Input data:
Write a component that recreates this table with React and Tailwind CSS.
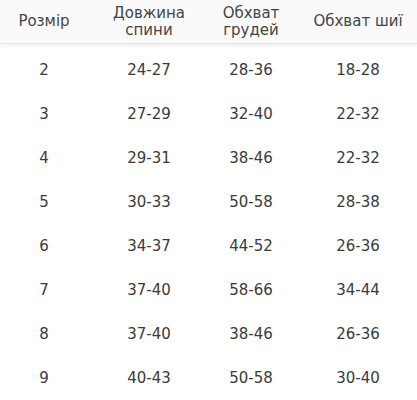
import React from 'react';

const rows = [
  ['2', '24-27', '28-36', '18-28'],
  ['3', '27-29', '32-40', '22-32'],
  ['4', '29-31', '38-46', '22-32'],
  ['5', '30-33', '50-58', '28-38'],
  ['6', '34-37', '44-52', '26-36'],
  ['7', '37-40', '58-66', '34-44'],
  ['8', '37-40', '38-46', '26-36'],
  ['9', '40-43', '50-58', '30-40'],
];

const cols = 'grid grid-cols-[88px_122px_82px_132px]';

export default function App() {
  return (
    <div className="w-[417px] h-[400px] overflow-hidden bg-white font-['DejaVu_Sans',sans-serif] text-[#3a3a3a] text-[15px]">
      <div className={`${cols} h-[44px] bg-[#fafafa] border-b border-[#e4e4ec] shadow-[0_2px_4px_rgba(0,0,0,0.06)] items-center text-center leading-[17px] text-[#444]`}>
        <div>Розмір</div>
        <div>Довжина<br />спини</div>
        <div>Обхват<br />грудей</div>
        <div>Обхват шиї</div>
      </div>
      <div className="pt-[4px]">
        {rows.map((r) => (
          <div key={r[0]} className={`${cols} h-[44px] items-center text-center`}>
            {r.map((c, i) => (
              <div key={i}>{c}</div>
            ))}
          </div>
        ))}
      </div>
    </div>
  );
}
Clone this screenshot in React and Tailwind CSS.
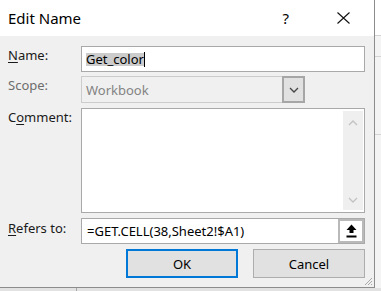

Exercise aim:
The pictures should not be reproduced; quote all of the other material exactly.

Exercise result:
Write a component that recreates this table with React and Tailwind CSS.
import React from 'react';

const rows = [
  ['2', '24-27', '28-36', '18-28'],
  ['3', '27-29', '32-40', '22-32'],
  ['4', '29-31', '38-46', '22-32'],
  ['5', '30-33', '50-58', '28-38'],
  ['6', '34-37', '44-52', '26-36'],
  ['7', '37-40', '58-66', '34-44'],
  ['8', '37-40', '38-46', '26-36'],
  ['9', '40-43', '50-58', '30-40'],
];

const cols = 'grid grid-cols-[88px_122px_82px_132px]';

export default function App() {
  return (
    <div className="w-[417px] h-[400px] overflow-hidden bg-white font-['DejaVu_Sans',sans-serif] text-[#3a3a3a] text-[15px]">
      <div className={`${cols} h-[44px] bg-[#fafafa] border-b border-[#e4e4ec] shadow-[0_2px_4px_rgba(0,0,0,0.06)] items-center text-center leading-[17px] text-[#444]`}>
        <div>Розмір</div>
        <div>Довжина<br />спини</div>
        <div>Обхват<br />грудей</div>
        <div>Обхват шиї</div>
      </div>
      <div className="pt-[4px]">
        {rows.map((r) => (
          <div key={r[0]} className={`${cols} h-[44px] items-center text-center`}>
            {r.map((c, i) => (
              <div key={i}>{c}</div>
            ))}
          </div>
        ))}
      </div>
    </div>
  );
}
Clone this screenshot in React and Tailwind CSS.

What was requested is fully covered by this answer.